Only two things are certain; death and taxes. I would add inevitable, brainless stupidity as the third certainty.

My second point is this;
The British, to my mind, are brilliant, original engineers. They have invented more things than there are stars in the sky. They invented the modern world by inventing the Industrial Revolution. However, unlike the Germans, they lack the capacity for attention to boring, tedious detail. This is why Brit.
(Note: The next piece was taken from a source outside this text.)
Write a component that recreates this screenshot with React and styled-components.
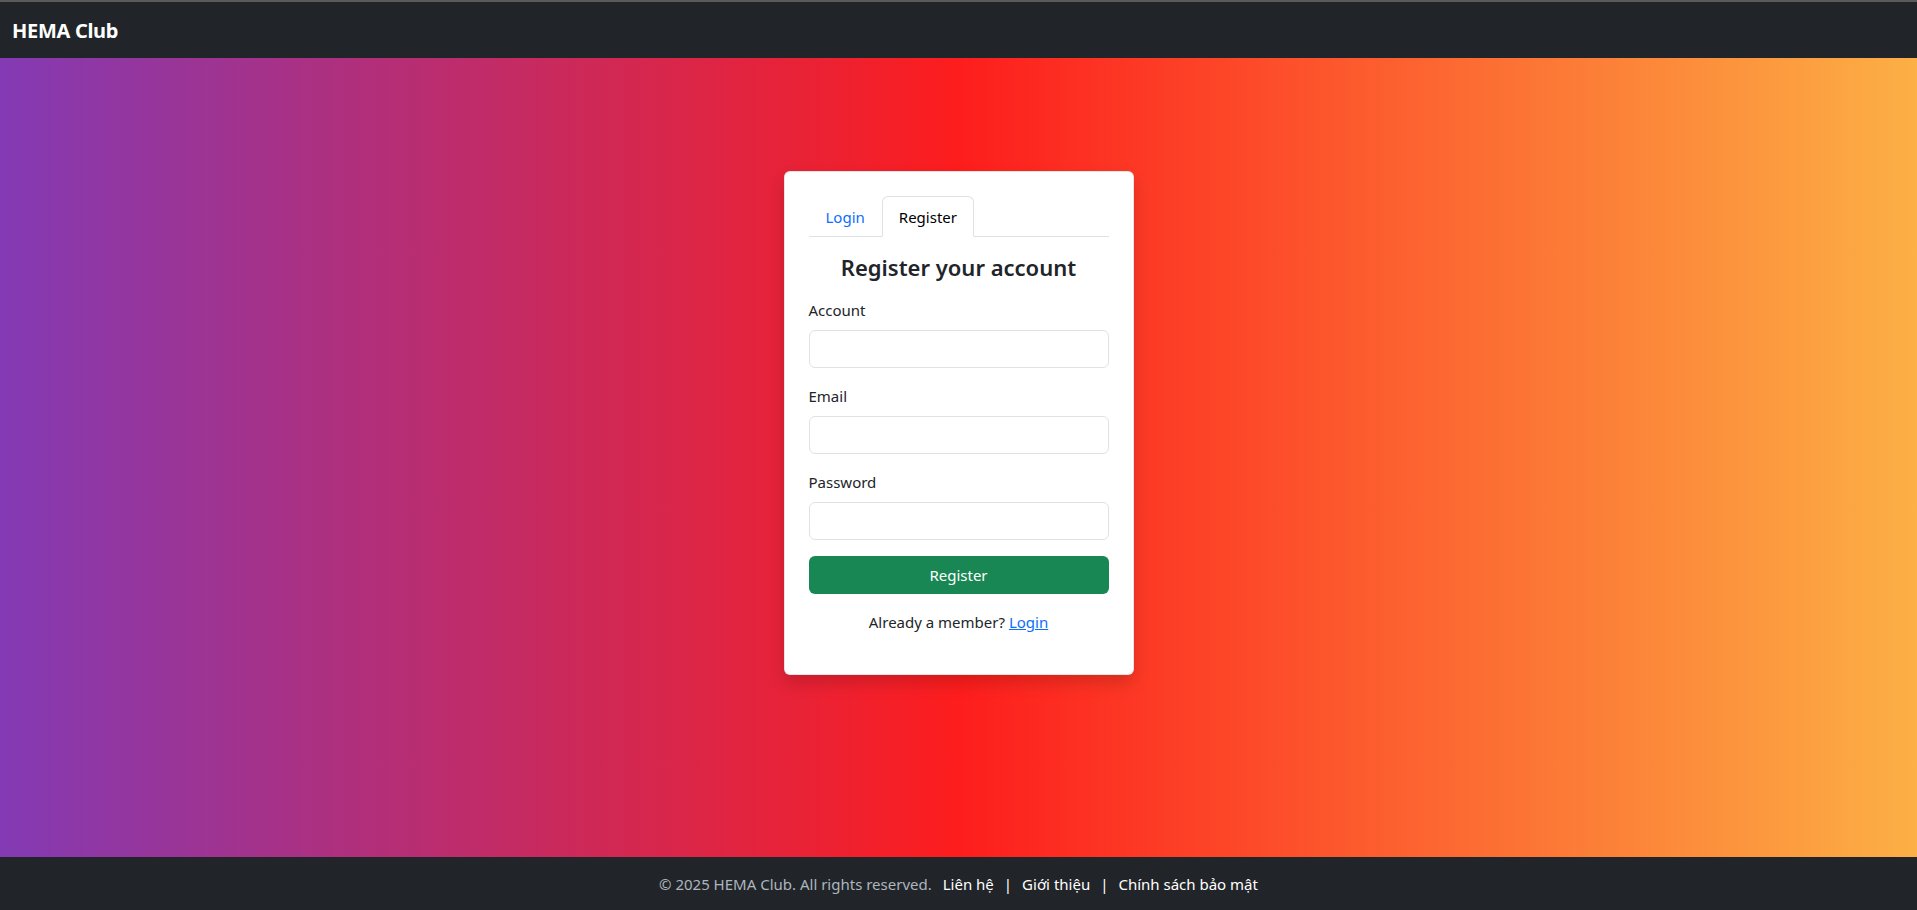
import React, { useState } from 'react';
import styled, { createGlobalStyle } from 'styled-components';

const GlobalStyle = createGlobalStyle`
  * { box-sizing: border-box; }
  html, body {
    margin: 0;
    padding: 0;
  }
  body {
    font-family: "Noto Sans", "Open Sans", Arial, sans-serif;
    font-size: 15px;
    line-height: 24px;
    color: #212529;
  }
`;

const Page = styled.div`
  min-height: 100vh;
  display: flex;
  flex-direction: column;
  border-top: 2px solid #5b5b5b;
`;

const Navbar = styled.nav`
  height: 56px;
  background-color: #212529;
  display: flex;
  align-items: center;
  padding: 0 12px;
`;

const Brand = styled.a`
  color: #fff;
  font-size: 20px;
  font-weight: 700;
  text-decoration: none;
  letter-spacing: -0.3px;
  margin-top: 2px;
`;

const Main = styled.main`
  flex: 1;
  background: linear-gradient(to right, #833ab4, #fd1d1d, #fcb045);
  display: flex;
  justify-content: center;
  align-items: flex-start;
  padding-top: 113px;
`;

const Card = styled.div`
  width: 350px;
  background: #fff;
  border-radius: 6px;
  padding: 24px;
  border: 1px solid rgba(0, 0, 0, 0.1);
  box-shadow: 0 8px 16px rgba(0, 0, 0, 0.15);
`;

const Tabs = styled.ul`
  list-style: none;
  margin: 0 0 16px;
  padding: 0;
  display: flex;
  border-bottom: 1px solid #dee2e6;
`;

const Tab = styled.li`
  margin-bottom: -1px;
`;

const TabButton = styled.button`
  font: inherit;
  height: 41px;
  padding: 0 16px;
  cursor: pointer;
  background: ${p => (p.$active ? '#fff' : 'transparent')};
  color: ${p => (p.$active ? '#000' : '#0d6efd')};
  border: 1px solid ${p => (p.$active ? '#dee2e6' : 'transparent')};
  border-bottom-color: ${p => (p.$active ? '#fff' : 'transparent')};
  border-radius: 6px 6px 0 0;
`;

const Heading = styled.h4`
  margin: 0 0 16px;
  text-align: center;
  font-size: 22px;
  font-weight: 600;
  line-height: 29px;
  color: #212529;
`;

const Field = styled.div`
  margin-bottom: 16px;
`;

const Label = styled.label`
  display: block;
  margin-bottom: 8px;
`;

const Input = styled.input`
  display: block;
  width: 100%;
  height: 38px;
  padding: 6px 12px;
  font: inherit;
  border: 1px solid #dee2e6;
  border-radius: 6px;
  outline: none;
`;

const Button = styled.button`
  display: block;
  width: 100%;
  height: 38px;
  font: inherit;
  color: #fff;
  background-color: #198754;
  border: none;
  border-radius: 6px;
  cursor: pointer;
`;

const Note = styled.p`
  text-align: center;
  margin: 16px 0 16px;
`;

const Link = styled.a`
  color: #0d6efd;
  text-decoration: underline;
`;

const Footer = styled.footer`
  height: 53px;
  background-color: #212529;
  display: flex;
  align-items: center;
  justify-content: center;
  color: #adb5bd;
`;

const FooterLink = styled.a`
  color: #fff;
  text-decoration: none;
  margin-left: ${p => (p.$first ? '11px' : '0')};
`;

const Sep = styled.span`
  color: #fff;
  margin: 0 10px;
`;

export default function App() {
  const [tab, setTab] = useState('register');

  return (
    <Page>
      <GlobalStyle />
      <Navbar>
        <Brand href="#">HEMA Club</Brand>
      </Navbar>
      <Main>
        <Card>
          <Tabs>
            <Tab>
              <TabButton $active={tab === 'login'} onClick={() => setTab('login')}>Login</TabButton>
            </Tab>
            <Tab>
              <TabButton $active={tab === 'register'} onClick={() => setTab('register')}>Register</TabButton>
            </Tab>
          </Tabs>
          <Heading>Register your account</Heading>
          <Field>
            <Label>Account</Label>
            <Input type="text" />
          </Field>
          <Field>
            <Label>Email</Label>
            <Input type="email" />
          </Field>
          <Field>
            <Label>Password</Label>
            <Input type="password" />
          </Field>
          <Button type="button">Register</Button>
          <Note>
            Already a member? <Link href="#">Login</Link>
          </Note>
        </Card>
      </Main>
      <Footer>
        <span>© 2025 HEMA Club. All rights reserved.</span>
        <FooterLink href="#" $first>Liên hệ</FooterLink>
        <Sep>|</Sep>
        <FooterLink href="#">Giới thiệu</FooterLink>
        <Sep>|</Sep>
        <FooterLink href="#">Chính sách bảo mật</FooterLink>
      </Footer>
    </Page>
  );
}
Eng. falls apart and the Germans make the best cars in the world.

NBT

Dear Ira

Look here….. you need this… terribly impressed that it’s snowing at Tolmie… real real snow…  which begs the question were you relieved or dis (expecting a report from Diss, the town in East Anglia, any moment) when you awoke to find it all gone??….
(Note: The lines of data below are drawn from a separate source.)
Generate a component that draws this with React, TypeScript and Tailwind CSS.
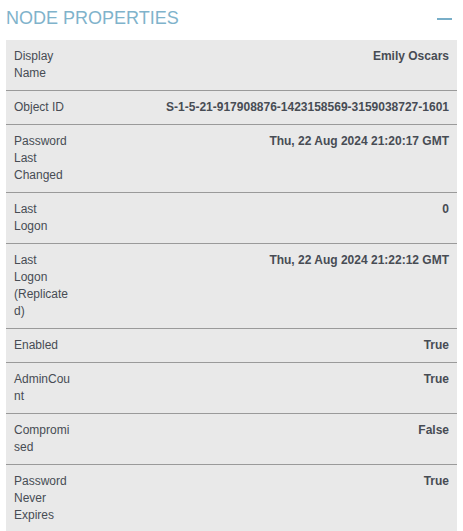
const rows: [string, string][] = [
  ["Display Name", "Emily Oscars"],
  ["Object ID", "S-1-5-21-917908876-1423158569-3159038727-1601"],
  ["Password Last Changed", "Thu, 22 Aug 2024 21:20:17 GMT"],
  ["Last Logon", "0"],
  ["Last Logon (Replicated)", "Thu, 22 Aug 2024 21:22:12 GMT"],
  ["Enabled", "True"],
  ["AdminCount", "True"],
  ["Compromised", "False"],
  ["Password Never Expires", "True"],
];

export default function App() {
  return (
    <div className="h-[531px] w-[463px] overflow-hidden bg-white font-['Liberation_Sans',Arial,sans-serif]">
      <div className="flex items-center justify-between px-[6px] pt-[6px] pb-[9px]">
        <h2 className="text-[18px] leading-[25px] font-normal uppercase text-[#7fb3cb]">
          Node Properties
        </h2>
        <span className="mr-[5px] block h-[2px] w-[15px] bg-[#78aec8]" />
      </div>
      <div className="mx-[6px] bg-[#e9e9e9]">
        {rows.map(([k, v]) => (
          <div
            key={k}
            className="flex border-b border-[#9a9a9a] px-[8px] py-[8px] text-[12px] leading-[17px] text-[#474c54]"
          >
            <div className="w-[58px] shrink-0 break-words">{k}</div>
            <div className="flex-1 text-right font-bold">{v}</div>
          </div>
        ))}
      </div>
    </div>
  );
}
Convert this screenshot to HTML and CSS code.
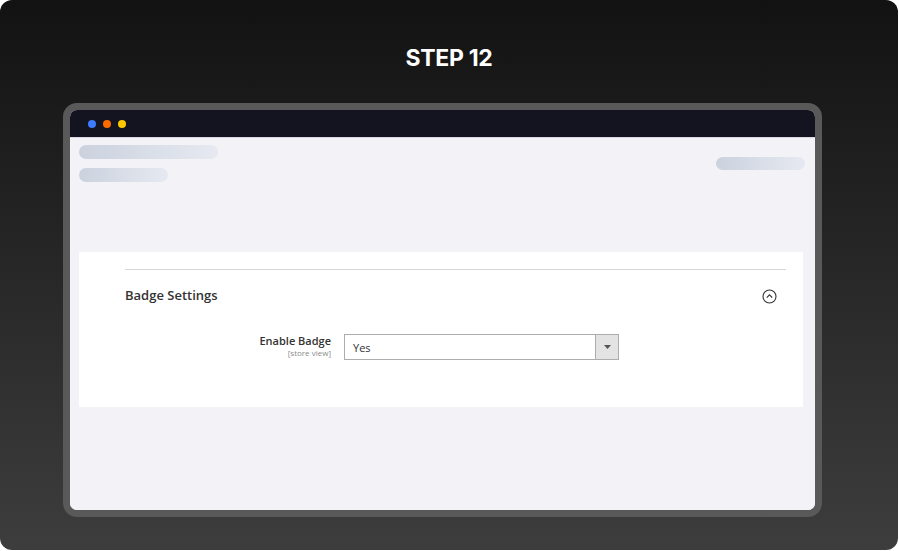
FILE: index.html
```html
<!DOCTYPE html>
<html lang="en">
<head>
    <meta charset="UTF-8">
    <title>Step 12</title>
    <link rel="stylesheet" href="styles.css">
</head>
<body>
    <div class="card">
        <h1 class="step-title">STEP 12</h1>

        <div class="frame">
            <div class="titlebar">
                <span class="dot dot-blue"></span>
                <span class="dot dot-orange"></span>
                <span class="dot dot-yellow"></span>
            </div>

            <div class="screen">
                <div class="page-head">
                    <div class="head-left">
                        <div class="skeleton sk-long"></div>
                        <div class="skeleton sk-short"></div>
                    </div>
                    <div class="skeleton sk-right"></div>
                </div>

                <div class="panel">
                    <div class="section-head">
                        <span class="section-title">Badge Settings</span>
                        <svg class="toggle-icon" width="15" height="15" viewBox="0 0 15 15">
                            <circle cx="7.5" cy="7.5" r="6.5" fill="none" stroke="#333" stroke-width="1.1"/>
                            <path d="M4.8 8.6 L7.5 5.9 L10.2 8.6" fill="none" stroke="#333" stroke-width="1.2"/>
                        </svg>
                    </div>

                    <div class="field">
                        <div class="field-label">
                            <span class="label-main">Enable Badge</span>
                            <span class="label-scope">[store view]</span>
                        </div>
                        <div class="select">
                            <span class="select-value">Yes</span>
                            <span class="select-btn">
                                <svg width="7" height="4" viewBox="0 0 7 4"><path d="M0 0 H7 L3.5 4 Z" fill="#555"/></svg>
                            </span>
                        </div>
                    </div>
                </div>
            </div>
        </div>
    </div>
</body>
</html>
```

FILE: styles.css
```css
* {
    margin: 0;
    padding: 0;
    box-sizing: border-box;
}

body {
    background: #ffffff;
    font-family: 'Open Sans', 'Liberation Sans', sans-serif;
}

.card {
    width: 898px;
    height: 550px;
    border-radius: 12px;
    background: linear-gradient(180deg, #121212 0%, #3d3d3d 100%);
    padding-top: 44px;
    overflow: hidden;
}

.step-title {
    text-align: center;
    color: #ffffff;
    font-family: 'Inter', 'Liberation Sans', sans-serif;
    font-size: 23px;
    font-weight: 700;
    letter-spacing: -0.3px;
    line-height: 28px;
    margin-bottom: 31px;
}

.frame {
    margin-left: 63px;
    width: 759px;
    height: 414px;
    border: 7px solid #595959;
    border-radius: 14px;
    background: #f3f3f7;
    overflow: hidden;
    display: flex;
    flex-direction: column;
}

.titlebar {
    height: 28px;
    background: #141421;
    display: flex;
    align-items: center;
    gap: 7px;
    padding-left: 18px;
    border-bottom: 1px solid #d9d9e3;
}

.dot {
    width: 8px;
    height: 8px;
    border-radius: 50%;
}

.dot-blue { background: #3d7bff; }
.dot-orange { background: #ff6a00; }
.dot-yellow { background: #ffc800; }

.screen {
    flex: 1;
    background: #f3f3f7;
    padding: 7px 10px 0 9px;
}

.page-head {
    display: flex;
    justify-content: space-between;
    align-items: center;
}

.head-left {
    display: flex;
    flex-direction: column;
    gap: 9px;
}

.skeleton {
    border-radius: 7px;
    background: linear-gradient(90deg, #cbd2de 0%, #e6e9f1 100%);
}

.sk-long { width: 139px; height: 14px; }
.sk-short { width: 89px; height: 14px; }
.sk-right { width: 89px; height: 13px; }

.panel {
    margin-top: 70px;
    margin-right: 2px;
    background: #ffffff;
    padding: 17px 17px 47px 46px;
}

.section-head {
    border-top: 1px solid #d6d6d6;
    height: 51px;
    display: flex;
    align-items: center;
    justify-content: space-between;
    padding-right: 9px;
    padding-top: 1px;
}

.section-title {
    color: #333333;
    font-size: 13px;
    font-weight: 600;
    margin-top: -1px;
}

.toggle-icon {
    display: block;
    margin-top: 1px;
}

.field {
    margin-top: 14px;
    display: flex;
    align-items: flex-start;
}

.field-label {
    width: 206px;
    margin-right: 13px;
    display: flex;
    flex-direction: column;
    align-items: flex-end;
    padding-top: 0;
}

.label-main {
    color: #333333;
    font-size: 11px;
    font-weight: 600;
    line-height: 14px;
}

.label-scope {
    color: #8a8a8a;
    font-size: 8px;
    line-height: 10px;
}

.select {
    width: 275px;
    height: 26px;
    border: 1px solid #adadad;
    display: flex;
    align-items: center;
    justify-content: space-between;
}

.select-value {
    padding-left: 8px;
    color: #333333;
    font-size: 11px;
}

.select-btn {
    width: 23px;
    height: 100%;
    background: #e3e3e3;
    border-left: 1px solid #adadad;
    display: flex;
    align-items: center;
    justify-content: center;
}

.select-btn svg {
    display: block;
}
```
Whilst here in the Old Dart it’s humid, people are purchasing cooling devices, (ice blocks, wetted towels, Conder fans), and as there is no air conditioning nor decent air circulation (and not much decent air actually), we suffer sleepless nights made worse by the fact that it’s not really very hot at all, it’s just they don’t understand the concept of cooling, an absence of verandahs, etc…. windows are openable to a height of three inches, (there’s something Dickensian in that)… and the corridors of these hotels are so stiflingly bereft of air, and the milk is off, and the internet connection is ten pounds, the car park an additional 35 pounds and the vat included, and sundry taxes another 20%… and the lady down at the off license doesn’t like my chatty asides…

Though what really irks me, I am made aware of this as the kids are watching the telly (which in itself tends to make confinement more oppressive…  I am flabbergasted by the excitement surrounding the imminent arrival of Prince William’s kid…. It’s nauseating… serious interviews on the BBC… creating non issues from non problems, live crosses to the U.S, to gauge the royal fever there… and some twat being interviewed in Australia, for an antipodean perspective…. it’s not that I’m anti royal, apathetic would be more apt, but I get it… the poms need royalty because their lives are so bloody miserable… it needs a class system, and noble born tonks, (that’s NBT) to forelock tug to stop them from thinking about their non engaged lives….. tons of media, the papers full of it, big questionnaires in the Times, “what name for Kate’s baby”, and it goes on and on and on and on…..

So there!!!!

and above it all this jingoistic bumptious boosterism about the utterly pathetic state of the australian cricket team… and what makes it worse… they’re absolutely right on that score!!!

Respectfully yours
Cockburn

Publishers Note:  Despite asking I have been unable to get “trauma discounts” on account of our showing at the cricket.